John picture John · Nov 16, 2012 · Viewed 2M times · Source

When deleting a column in a DataFrame I use:

del df['column_name']

And this works great. Why can't I use the following?

del df.column_name

Since it is possible to access the column/Series as df.column_name, I expected this to work.

Answer

LondonRob picture LondonRob · Aug 9, 2013

The best way to do this in pandas is to use drop:

df = df.drop('column_name', 1)

where 1 is the axis number (0 for rows and 1 for columns.)

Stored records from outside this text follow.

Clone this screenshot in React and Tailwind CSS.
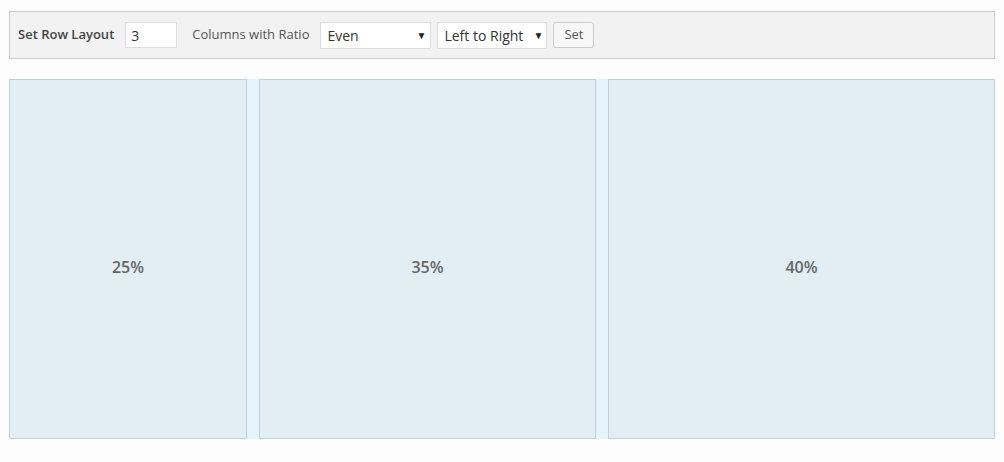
export default function App() {
  const cols = [
    { label: "25%", w: "w-[238px]" },
    { label: "35%", w: "w-[337px]" },
    { label: "40%", w: "w-[387px]" },
  ];

  return (
    <div
      className="w-[1004px] h-[462px] bg-[#fdfdfd] pt-[11px] pl-[9px] text-[#444]"
      style={{ fontFamily: '"Open Sans", sans-serif' }}
    >
      <div className="w-[986px] h-[48px] bg-[#f2f2f2] border border-[#cccccc] flex items-center pl-[8px]">
        <span className="text-[13px] font-semibold text-[#444]">Set Row Layout</span>
        <input
          type="text"
          defaultValue="3"
          className="ml-[11px] w-[52px] h-[26px] bg-white border border-[#dddddd] px-[5px] text-[14px] text-[#333] outline-none"
        />
        <span className="ml-[15px] text-[13px] text-[#555]">Columns with Ratio</span>
        <div className="ml-[11px] w-[111px] h-[27px] bg-white border border-[#dddddd] flex items-center justify-between pl-[6px] pr-[4px] text-[14px] text-[#333]">
          <span>Even</span>
          <span className="text-[10px] text-[#222]">▼</span>
        </div>
        <div className="ml-[6px] w-[110px] h-[27px] bg-white border border-[#dddddd] flex items-center justify-between pl-[6px] pr-[3px] text-[14px] text-[#333]">
          <span>Left to Right</span>
          <span className="text-[10px] text-[#222]">▼</span>
        </div>
        <button className="ml-[6px] w-[41px] h-[26px] bg-[#f7f7f7] border border-[#cccccc] rounded-[3px] text-[13px] text-[#555]">
          Set
        </button>
      </div>

      <div className="mt-[20px] w-[986px] h-[360px] bg-[#e5f4fb] flex justify-between">
        {cols.map((c) => (
          <div
            key={c.label}
            className={`${c.w} h-full bg-[#e2eef4] border border-[#bfd0d9] flex items-center justify-center pt-[16px]`}
          >
            <span className="text-[16px] font-semibold text-[#666]">{c.label}</span>
          </div>
        ))}
      </div>
    </div>
  );
}
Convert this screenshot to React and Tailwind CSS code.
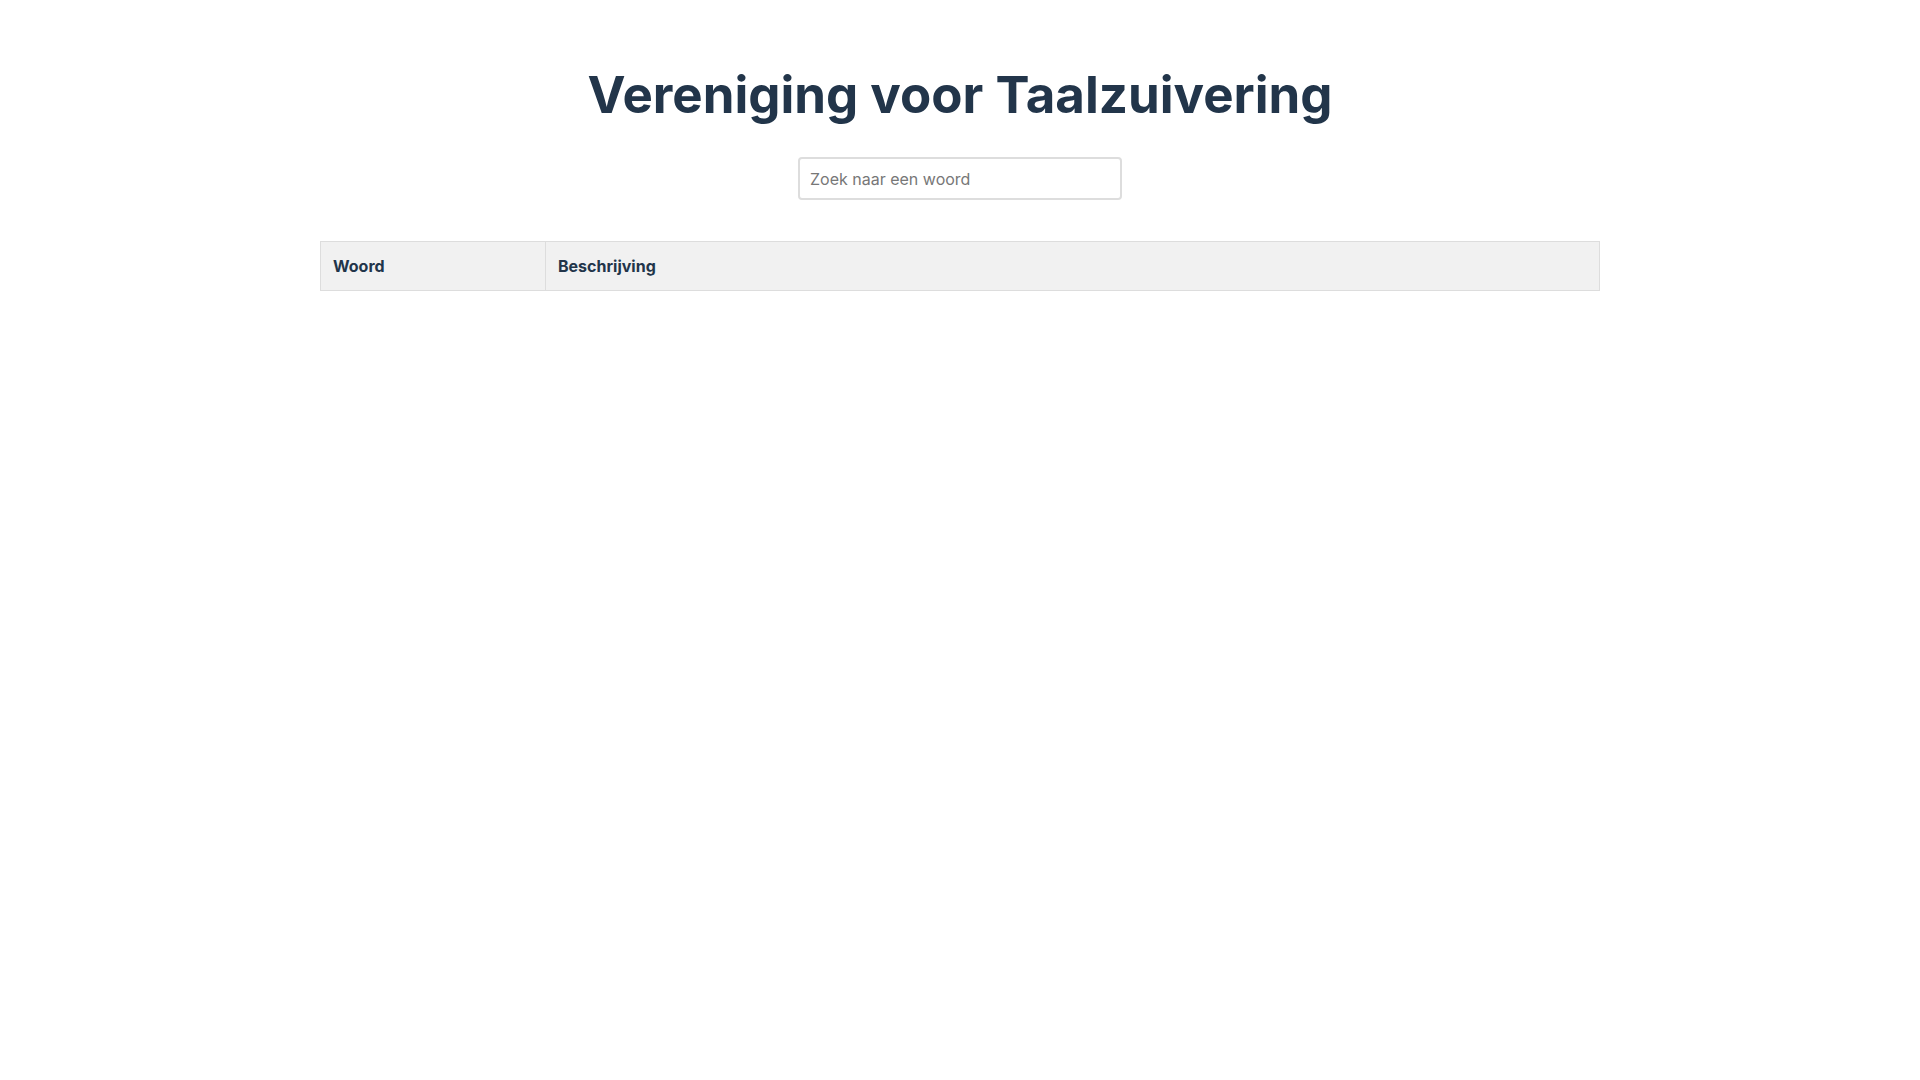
import React, { useState } from 'react';

const App = () => {
  const [query, setQuery] = useState('');

  return (
    <div className="min-h-screen bg-white font-['Inter','Noto_Sans',sans-serif] text-[#22354a]">
      <div className="mx-auto max-w-7xl pt-[64px]">
        <h1 className="text-center text-[51px] font-bold leading-[62px]">
          Vereniging voor Taalzuivering
        </h1>

        {/* Search */}
        <div className="mt-[31px] flex justify-center">
          <input
            type="text"
            value={query}
            onChange={(e) => setQuery(e.target.value)}
            placeholder="Zoek naar een woord"
            className="h-[43px] w-[324px] rounded border-2 border-[#dddddd] px-[10px] text-base text-[#22354a] outline-none placeholder:text-[#777777]"
          />
        </div>

        {/* Word list */}
        <table className="mt-[41px] w-full border-collapse border border-[#dddddd] text-left">
          <thead>
            <tr className="bg-[#f1f1f1]">
              <th className="w-[225px] border border-[#dddddd] px-3 py-3 text-base font-bold">Woord</th>
              <th className="border border-[#dddddd] px-3 py-3 text-base font-bold">Beschrijving</th>
            </tr>
          </thead>
          <tbody></tbody>
        </table>
      </div>
    </div>
  );
};

export default App;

To delete the column without having to reassign df you can do:

df.drop('column_name', axis=1, inplace=True)

Finally, to drop by column number instead of by column label, try this to delete, e.g. the 1st, 2nd and 4th columns:

df = df.drop(df.columns[[0, 1, 3]], axis=1)  # df.columns is zero-based pd.Index 

Also working with "text" syntax for the columns:

df.drop(['column_nameA', 'column_nameB'], axis=1, inplace=True)

Note: Introduced in v0.21.0 (October 27, 2017), the drop() method accepts index/columns keywords as an alternative to specifying the axis.

So we can now just do:

df.drop(columns=['B', 'C'])